Dynie znowu obrodziły
Te na zdjęciu właśnie - z trudem - przywiozłem właśnie z mojej działki, bo były dość ciężkie.
Zupa z dyni w wersji „na ostro”
To propozycja dla miłośników ostrzejszych potraw w klimacie indyjskim.
Potrzebna jest jedna cebulą, jedna dynia (najlepiej piżmowa lub hokkaido”), dwa bataty, 120 gramów ciecierzycy, dwie łyżki pasty curry, łyżkę olejowo kokosowego, kawałek imbiru (ok. 3 centymetrów”), jedna papryczka chili, puszka mleczka kokosowego, świeża kolendra, jedna limonka, 200 gramów ryżu basmati.

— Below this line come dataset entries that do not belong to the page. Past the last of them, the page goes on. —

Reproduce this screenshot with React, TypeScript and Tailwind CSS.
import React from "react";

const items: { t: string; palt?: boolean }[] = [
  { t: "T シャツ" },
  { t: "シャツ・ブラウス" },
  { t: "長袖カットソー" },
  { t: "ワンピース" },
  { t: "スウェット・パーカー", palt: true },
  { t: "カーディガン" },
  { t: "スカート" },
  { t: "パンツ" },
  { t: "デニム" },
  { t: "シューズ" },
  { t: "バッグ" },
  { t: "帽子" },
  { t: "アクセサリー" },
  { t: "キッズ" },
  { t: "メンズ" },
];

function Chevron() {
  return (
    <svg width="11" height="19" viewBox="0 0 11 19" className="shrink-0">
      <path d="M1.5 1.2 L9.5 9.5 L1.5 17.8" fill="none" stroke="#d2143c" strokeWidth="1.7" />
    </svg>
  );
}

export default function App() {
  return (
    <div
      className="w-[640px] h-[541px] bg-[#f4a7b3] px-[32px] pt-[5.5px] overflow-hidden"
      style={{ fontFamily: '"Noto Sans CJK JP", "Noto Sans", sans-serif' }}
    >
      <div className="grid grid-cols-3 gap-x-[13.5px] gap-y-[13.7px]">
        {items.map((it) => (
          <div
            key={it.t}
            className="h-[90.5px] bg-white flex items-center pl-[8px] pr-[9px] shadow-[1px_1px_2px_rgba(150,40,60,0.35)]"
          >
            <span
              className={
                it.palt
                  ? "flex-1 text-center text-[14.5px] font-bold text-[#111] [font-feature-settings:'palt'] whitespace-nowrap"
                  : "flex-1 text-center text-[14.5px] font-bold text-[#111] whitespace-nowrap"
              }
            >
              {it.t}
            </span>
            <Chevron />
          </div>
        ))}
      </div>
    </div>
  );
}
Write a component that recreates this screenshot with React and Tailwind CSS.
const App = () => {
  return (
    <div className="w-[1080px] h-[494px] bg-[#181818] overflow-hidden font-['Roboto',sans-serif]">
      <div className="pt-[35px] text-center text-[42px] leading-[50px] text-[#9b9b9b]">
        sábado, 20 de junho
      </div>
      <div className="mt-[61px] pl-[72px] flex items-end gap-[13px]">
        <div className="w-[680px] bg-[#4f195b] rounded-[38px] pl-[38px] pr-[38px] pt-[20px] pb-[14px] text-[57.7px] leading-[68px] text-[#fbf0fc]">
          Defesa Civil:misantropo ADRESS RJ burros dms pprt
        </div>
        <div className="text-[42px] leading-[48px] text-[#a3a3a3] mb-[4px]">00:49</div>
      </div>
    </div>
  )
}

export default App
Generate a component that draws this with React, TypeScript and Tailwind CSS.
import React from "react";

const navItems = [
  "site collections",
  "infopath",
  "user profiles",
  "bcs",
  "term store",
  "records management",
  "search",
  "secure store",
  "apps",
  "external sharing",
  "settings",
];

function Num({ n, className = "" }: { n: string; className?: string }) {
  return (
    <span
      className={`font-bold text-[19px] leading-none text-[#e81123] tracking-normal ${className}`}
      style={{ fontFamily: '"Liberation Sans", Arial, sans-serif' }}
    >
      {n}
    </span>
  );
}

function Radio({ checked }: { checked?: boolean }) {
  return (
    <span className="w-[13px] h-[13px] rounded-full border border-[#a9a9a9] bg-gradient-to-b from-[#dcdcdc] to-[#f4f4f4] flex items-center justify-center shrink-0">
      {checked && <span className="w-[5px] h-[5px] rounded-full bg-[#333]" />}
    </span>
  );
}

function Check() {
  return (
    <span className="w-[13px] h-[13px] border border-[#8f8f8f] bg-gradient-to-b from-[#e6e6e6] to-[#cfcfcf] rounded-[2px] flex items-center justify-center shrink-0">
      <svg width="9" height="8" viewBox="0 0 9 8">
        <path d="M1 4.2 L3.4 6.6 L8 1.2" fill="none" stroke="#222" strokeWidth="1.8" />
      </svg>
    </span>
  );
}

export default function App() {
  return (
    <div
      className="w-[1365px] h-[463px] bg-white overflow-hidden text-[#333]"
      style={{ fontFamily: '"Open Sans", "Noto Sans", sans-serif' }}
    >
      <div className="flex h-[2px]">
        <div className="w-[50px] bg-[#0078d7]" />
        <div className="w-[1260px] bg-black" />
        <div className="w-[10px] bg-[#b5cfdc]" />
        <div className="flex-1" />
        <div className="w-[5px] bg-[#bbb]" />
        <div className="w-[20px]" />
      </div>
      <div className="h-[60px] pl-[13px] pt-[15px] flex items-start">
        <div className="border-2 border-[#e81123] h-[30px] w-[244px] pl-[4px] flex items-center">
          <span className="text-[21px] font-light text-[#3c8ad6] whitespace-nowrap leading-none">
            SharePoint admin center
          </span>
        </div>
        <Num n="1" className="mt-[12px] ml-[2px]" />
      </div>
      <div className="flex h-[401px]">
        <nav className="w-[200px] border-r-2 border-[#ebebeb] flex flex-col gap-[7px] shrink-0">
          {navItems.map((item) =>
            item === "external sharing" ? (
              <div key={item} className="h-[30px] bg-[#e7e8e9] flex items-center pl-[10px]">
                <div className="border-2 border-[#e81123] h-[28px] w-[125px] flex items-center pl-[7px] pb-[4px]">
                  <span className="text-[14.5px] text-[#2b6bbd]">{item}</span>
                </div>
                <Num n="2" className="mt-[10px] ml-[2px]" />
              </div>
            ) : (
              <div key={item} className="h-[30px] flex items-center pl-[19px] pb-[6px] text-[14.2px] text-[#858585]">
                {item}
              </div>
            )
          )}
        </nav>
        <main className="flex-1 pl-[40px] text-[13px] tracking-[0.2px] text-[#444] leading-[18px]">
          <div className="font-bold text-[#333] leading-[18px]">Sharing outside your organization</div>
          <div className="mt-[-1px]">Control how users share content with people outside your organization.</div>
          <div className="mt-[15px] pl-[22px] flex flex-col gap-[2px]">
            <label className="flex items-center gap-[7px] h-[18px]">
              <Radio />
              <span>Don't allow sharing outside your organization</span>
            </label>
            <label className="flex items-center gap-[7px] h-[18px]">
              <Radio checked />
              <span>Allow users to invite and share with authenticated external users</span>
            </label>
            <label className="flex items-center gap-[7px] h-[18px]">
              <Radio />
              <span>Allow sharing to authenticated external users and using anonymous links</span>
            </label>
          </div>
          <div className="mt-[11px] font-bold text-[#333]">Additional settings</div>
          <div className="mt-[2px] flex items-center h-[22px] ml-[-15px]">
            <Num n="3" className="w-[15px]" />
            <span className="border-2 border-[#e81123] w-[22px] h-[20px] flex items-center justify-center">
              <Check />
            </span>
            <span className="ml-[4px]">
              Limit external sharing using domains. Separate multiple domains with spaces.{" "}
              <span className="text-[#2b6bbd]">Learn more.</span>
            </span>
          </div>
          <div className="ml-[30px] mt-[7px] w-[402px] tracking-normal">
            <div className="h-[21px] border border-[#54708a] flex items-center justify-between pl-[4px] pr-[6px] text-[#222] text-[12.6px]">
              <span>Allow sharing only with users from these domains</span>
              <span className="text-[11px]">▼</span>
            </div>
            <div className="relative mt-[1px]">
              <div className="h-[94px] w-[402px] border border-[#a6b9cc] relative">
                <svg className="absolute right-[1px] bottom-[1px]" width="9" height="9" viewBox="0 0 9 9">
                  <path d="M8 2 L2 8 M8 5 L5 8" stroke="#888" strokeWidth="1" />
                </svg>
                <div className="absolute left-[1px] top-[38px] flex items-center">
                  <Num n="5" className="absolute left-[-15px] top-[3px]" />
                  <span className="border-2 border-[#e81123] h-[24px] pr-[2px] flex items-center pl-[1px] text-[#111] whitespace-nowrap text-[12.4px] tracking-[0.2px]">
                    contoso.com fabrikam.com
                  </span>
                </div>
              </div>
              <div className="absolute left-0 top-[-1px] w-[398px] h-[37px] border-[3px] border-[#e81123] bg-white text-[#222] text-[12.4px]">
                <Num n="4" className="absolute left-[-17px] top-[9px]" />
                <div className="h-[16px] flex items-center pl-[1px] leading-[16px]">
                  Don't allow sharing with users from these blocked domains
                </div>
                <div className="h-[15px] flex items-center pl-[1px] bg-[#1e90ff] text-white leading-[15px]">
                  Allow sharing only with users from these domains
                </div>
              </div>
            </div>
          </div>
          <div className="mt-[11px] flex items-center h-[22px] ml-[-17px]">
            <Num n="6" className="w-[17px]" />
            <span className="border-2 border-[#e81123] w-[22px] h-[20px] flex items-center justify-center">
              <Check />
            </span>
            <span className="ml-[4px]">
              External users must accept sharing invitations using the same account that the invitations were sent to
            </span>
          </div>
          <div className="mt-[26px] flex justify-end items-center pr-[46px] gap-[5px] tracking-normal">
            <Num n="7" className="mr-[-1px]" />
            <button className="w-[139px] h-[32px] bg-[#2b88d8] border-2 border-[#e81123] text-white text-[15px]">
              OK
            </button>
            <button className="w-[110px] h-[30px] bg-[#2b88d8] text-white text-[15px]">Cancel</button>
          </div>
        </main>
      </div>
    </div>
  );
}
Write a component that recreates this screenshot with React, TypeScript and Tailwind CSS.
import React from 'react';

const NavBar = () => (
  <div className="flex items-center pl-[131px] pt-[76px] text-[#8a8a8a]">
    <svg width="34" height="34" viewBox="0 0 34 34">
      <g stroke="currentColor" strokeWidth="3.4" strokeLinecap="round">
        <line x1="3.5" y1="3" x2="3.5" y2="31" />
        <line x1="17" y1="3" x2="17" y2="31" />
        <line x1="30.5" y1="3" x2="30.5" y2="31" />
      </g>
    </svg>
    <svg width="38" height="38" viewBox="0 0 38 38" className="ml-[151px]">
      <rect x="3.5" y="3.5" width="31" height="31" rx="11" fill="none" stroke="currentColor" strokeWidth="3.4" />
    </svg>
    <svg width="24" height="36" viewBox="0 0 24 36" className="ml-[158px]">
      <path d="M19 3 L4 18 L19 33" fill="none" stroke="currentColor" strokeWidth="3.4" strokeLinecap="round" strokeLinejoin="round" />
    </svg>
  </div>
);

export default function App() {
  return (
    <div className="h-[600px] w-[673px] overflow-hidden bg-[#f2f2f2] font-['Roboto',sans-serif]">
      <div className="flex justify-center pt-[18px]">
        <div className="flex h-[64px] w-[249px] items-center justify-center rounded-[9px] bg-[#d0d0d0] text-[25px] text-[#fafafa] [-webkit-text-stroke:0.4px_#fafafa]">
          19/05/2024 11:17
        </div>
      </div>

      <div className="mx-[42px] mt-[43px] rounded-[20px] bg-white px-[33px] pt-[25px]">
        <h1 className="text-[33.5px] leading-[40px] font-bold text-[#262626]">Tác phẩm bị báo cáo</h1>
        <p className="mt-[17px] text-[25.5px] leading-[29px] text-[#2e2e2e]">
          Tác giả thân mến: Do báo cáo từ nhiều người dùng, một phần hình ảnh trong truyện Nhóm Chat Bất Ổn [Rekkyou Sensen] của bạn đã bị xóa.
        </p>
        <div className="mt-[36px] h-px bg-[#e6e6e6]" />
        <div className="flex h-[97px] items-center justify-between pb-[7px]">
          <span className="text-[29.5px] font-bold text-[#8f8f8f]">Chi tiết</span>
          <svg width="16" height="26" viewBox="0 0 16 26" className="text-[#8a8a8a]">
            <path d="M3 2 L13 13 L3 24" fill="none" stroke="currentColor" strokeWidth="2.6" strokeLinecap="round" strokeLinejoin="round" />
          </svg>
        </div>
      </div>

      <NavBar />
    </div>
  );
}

Dynie i bataty trzeba obrać w kostkę, imbir w cienkie słupki, bulion wymieszać w z 400 ml ciepłej wody.
Na oleju kokosowym należy zeszklić cebulę, a następnie dodać chili i imbir i krótko podsmażyć (przez jakieś pół minuty), a następnie dolać bulion.
Następnie trzeba dodać warzywa i gotować aż zmiękną.
Do smaku można doprawić sokiem z limonki oraz solą.
No i oczywiście do całej potrawy dodajmy ryż ugotowany na sypko
Szybka, ale smaczna zupa (przepis)
Ziemniaki i marchewki umyć, obrać i pokroić w kostkę. Cebulę obrać i pokroić w kostkę. Dynię, ziemniaki, marchewki i cebulę przełożyć do garnka. Po ugotowaniu to wszystko trzeba zmiksować blenderem na krem. Przed podaniem na stół na talerzu najlepiej zrobić „łezkę” ze śmietany…
W tym wypadku specjalnie nie podaję proporcji poszczególnych składników, bo każdy może sobie je dobrać sam.
Rozgrzewająca wersja zupy (bo z imbirem)
A teraz bardziej skomplikowana potrawa, ale równie pyszna propozycja (porcja na 4 osoby)
Składniki to jedna mała dynia z gatunku hokkaido (waga do 1 kilograma), 2 ziemniaki, 2 marchewki, litr bulionu (wcześniej ugotowanego, ewentualnie z kostki rosołowej, 1 mała cebul, sok z połowy cytryny, pół łyżeczki zmielonego imbiru w proszku (lub świeżego, tylko to już do smaku, bo świeży imbir jest bardziej intensywny). Sól, pieprz, gałka muszkatołowa, cukier i trochę słodkiej śmietany 30- 36% (ok. 100ml).
I oczywiście trzeba to wszystko ugotować i zblendować przed podaniem.